Paperwork to be handed out to class for your presentation
  (prepared/produced by the "mentee" with input from the "mentor"): Outlines of basic and advanced topics lectures (hand in first draft to Atwater on 20 Jan) Figures, with their sources specified, for reference during your presentations. Annotated bibliography of especially useful references. Exercise/discussion question to be done in class.
   

  I would like to invite a few guests from outside. Perhaps some topics would be covered by them.

 

  POSSIBLE SEMINAR TOPICS
  Here is my list of possible topics. (This is the same list that I sent out in my e-mail of Dec 8.) Feel free to propose others.
 
Cenozoic cooling of the Earth:
  Various factors and events that led to the cooling of the planet and the stepwise response of the growing cryosphere.
 
Milankovich and sub-Milankovich climate cycles:
  Their astronomical causes and their Pleistocene/Holo- cene patterns and nomenclature, how they show up in the various data sets and how these different records agree and disagree, evidence for slow coolings and abrupt warmings and theories about the causes of rapid climate changes.

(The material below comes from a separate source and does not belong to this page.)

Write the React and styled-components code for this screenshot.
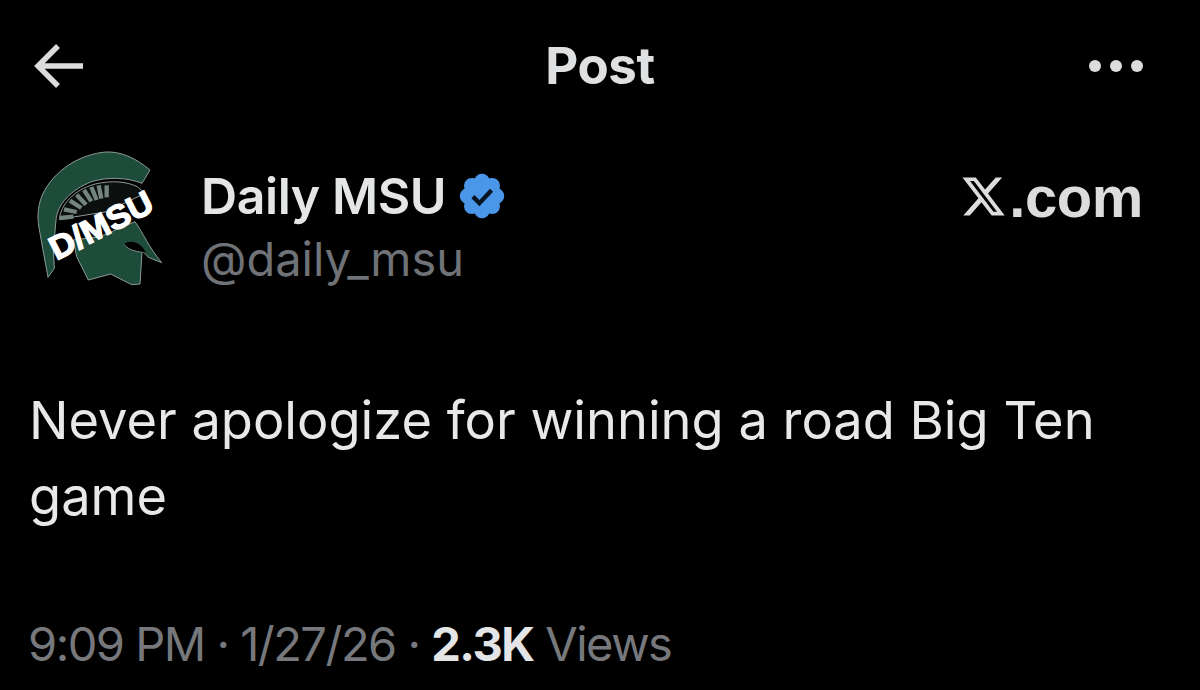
import React from "react";
import styled, { createGlobalStyle } from "styled-components";

const Global = createGlobalStyle`
  html, body { margin: 0; padding: 0; background: #000; }
  #root { width: 1200px; height: 690px; overflow: hidden; }
`;

const Page = styled.main`
  width: 1200px;
  height: 690px;
  background: #000;
  box-sizing: border-box;
  padding: 36px 57px 0 30px;
  font-family: Inter, "Liberation Sans", sans-serif;
  color: #e4e5e6;
  display: flex;
  flex-direction: column;
`;

const TopBar = styled.header`
  height: 60px;
  display: grid;
  grid-template-columns: 1fr auto 1fr;
  align-items: center;
`;

const BackIcon = styled.svg`
  width: 56px;
  height: 46px;
  display: block;
`;

const Title = styled.h1`
  margin: 0 0 0 27px;
  font-size: 51px;
  line-height: 60px;
  font-weight: 700;
  letter-spacing: -0.4px;
  color: #dfe0e1;
`;

const More = styled.div`
  justify-self: end;
  display: flex;
  gap: 9px;
`;

const Dot = styled.span`
  width: 12px;
  height: 12px;
  border-radius: 50%;
  background: #dcdcdc;
`;

const AuthorRow = styled.section`
  margin-top: 52px;
  display: flex;
  align-items: flex-start;
`;

const Logo = styled.svg`
  width: 160px;
  height: 160px;
  margin: -8px 21px 0 -10px;
  flex: none;
`;

const Names = styled.div`
  flex: 1;
  display: flex;
  flex-direction: column;
  padding-top: 21px;
`;

const NameLine = styled.div`
  display: flex;
  align-items: center;
  gap: 10px;
  height: 54px;
`;

const Name = styled.span`
  font-size: 50px;
  font-weight: 600;
  letter-spacing: -0.4px;
  color: #e4e5e6;
`;

const Badge = styled.svg`
  width: 52px;
  height: 52px;
`;

const Handle = styled.span`
  margin-top: 11px;
  font-size: 47px;
  line-height: 50px;
  color: #6f7276;
`;

const Brand = styled.div`
  display: flex;
  align-items: center;
  height: 54px;
  margin-top: 21px;
  color: #dcdcdc;
`;

const BrandMark = styled.svg`
  width: 47px;
  height: 47px;
  margin-right: 2px;
`;

const BrandText = styled.span`
  font-family: "Liberation Sans", Arial, sans-serif;
  font-size: 58px;
  font-weight: 700;
  letter-spacing: -0.4px;
`;

const Body = styled.p`
  margin: 82px 0 0 -1px;
  font-size: 52.4px;
  line-height: 76px;
  font-weight: 400;
  color: #e7e8e9;
`;

const Meta = styled.footer`
  margin: 83px 0 0 -2px;
  font-size: 47px;
  line-height: 54px;
  letter-spacing: -1.5px;
  color: #76787c;
  white-space: nowrap;
`;

const Strong = styled.b`
  font-weight: 700;
  color: #e4e5e6;
`;

function Spartan() {
  return (
    <Logo viewBox="0 0 480 480" aria-hidden="true">
      <path
        d="M390 90C345 52 300 34 258 36C180 42 100 92 67 165C50 205 52 240 60 280L84 412L103 385L100 330L108 240C112 195 150 150 215 125C265 110 320 112 366 130Z"
        fill="#1d4d3a"
        stroke="#8d9a94"
        strokeWidth="3"
      />
      <path
        d="M118 238C122 195 160 150 225 132C280 120 320 125 352 140L375 160L260 215Z"
        fill="#0b0f0d"
        stroke="#8d9a94"
        strokeWidth="3"
      />
      <g stroke="#74857d" strokeWidth="13">
        <path d="M120 234L160 230" />
        <path d="M132 208L170 216" />
        <path d="M150 182L184 204" />
        <path d="M170 164L198 194" />
        <path d="M192 150L214 184" />
        <path d="M214 141L230 180" />
        <path d="M236 136L244 176" />
        <path d="M260 136L260 172" />
      </g>
      <path
        d="M345 245C370 280 385 320 425 368L385 352C370 330 345 320 312 312C325 330 350 335 366 336L360 432L335 434L272 402L205 420L170 350L160 300L240 290Z"
        fill="#1d4d3a"
        stroke="#8d9a94"
        strokeWidth="3"
      />
      <path d="M312 312C330 298 362 304 378 338C358 332 330 332 312 312Z" fill="#000" />
      <text
        x="243"
        y="290"
        transform="rotate(-27 243 255)"
        textAnchor="middle"
        textLength="335"
        lengthAdjust="spacingAndGlyphs"
        fontFamily="Liberation Sans, Arial, sans-serif"
        fontWeight="700"
        fontSize="100"
        fill="#fff"
        stroke="#fff"
        strokeWidth="4"
      >
        D/MSU
      </text>
    </Logo>
  );
}

export default function App() {
  return (
    <Page>
      <Global />
      <TopBar>
        <BackIcon viewBox="0 0 56 46" aria-hidden="true">
          <path d="M8 23H53M28 3L8 23L28 43" fill="none" stroke="#dcdcdc" strokeWidth="5.5" />
        </BackIcon>
        <Title>Post</Title>
        <More>
          <Dot />
          <Dot />
          <Dot />
        </More>
      </TopBar>
      <AuthorRow>
        <Spartan />
        <Names>
          <NameLine>
            <Name>Daily MSU</Name>
            <Badge viewBox="0 0 24 24" aria-hidden="true">
              <path
                d="M22.25 12c0-1.43-.88-2.67-2.19-3.34.46-1.39.2-2.9-.81-3.91s-2.52-1.27-3.91-.81c-.66-1.31-1.91-2.19-3.34-2.19s-2.67.88-3.33 2.19c-1.4-.46-2.91-.2-3.92.81s-1.26 2.52-.8 3.91c-1.31.67-2.2 1.91-2.2 3.34s.89 2.67 2.2 3.34c-.46 1.39-.21 2.9.8 3.91s2.52 1.26 3.91.81c.67 1.31 1.91 2.19 3.34 2.19s2.68-.88 3.34-2.19c1.39.45 2.9.2 3.91-.81s1.27-2.52.81-3.91c1.31-.67 2.19-1.91 2.19-3.34z"
                fill="#4a97ea"
              />
              <path d="M7.8 12.3l3 3 5.6-6" fill="none" stroke="#0a1420" strokeWidth="2" />
            </Badge>
          </NameLine>
          <Handle>@daily_msu</Handle>
        </Names>
        <Brand>
          <BrandMark viewBox="0 0 24 24" aria-hidden="true">
            <path
              d="M18.244 2.25h3.308l-7.227 8.26 8.502 11.24H16.17l-5.214-6.817L4.99 21.75H1.68l7.73-8.835L1.254 2.25H8.08l4.713 6.231zm-1.161 17.52h1.833L7.084 4.126H5.117z"
              fill="currentColor"
            />
          </BrandMark>
          <BrandText>.com</BrandText>
        </Brand>
      </AuthorRow>
      <Body>
        Never apologize for winning a road Big Ten
        <br />
        game
      </Body>
      <Meta>
        9:09 PM · 1/27/26 · <Strong>2.3K</Strong> Views
      </Meta>
    </Page>
  );
}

Also, how they are used for "astronomical dating"
 
Ocean circulation changes:
  Openings and closings of gateways, melt water exits via the Mississippi vs the St Lawrence, pan-oceanic mid-water conveyor belt and when it was or wasn't operational.
 
Glacial conditions in Asia and North America:
  Ice extent and variations and general climatic con- ditions (wind and dust). Also, post-glacial rebound records.
 
Western North American ice age effects:
  Basin and Range lake systems and their demise, Missoula floods and resulting scab lands, Lake Bonneville floods(?), Sierran glacial record, species extinctions and species isolations with climate and sea level changes.
 
Sea level fluctuations:
  The global record, local marine terrace record, sea level-related floods in the Mediterranean Sea, Black Sea, and Persian Gulf, the effects of these fluctuations on the migrations of early peoples and the rise of civilization in Mesopotamia (and in China?).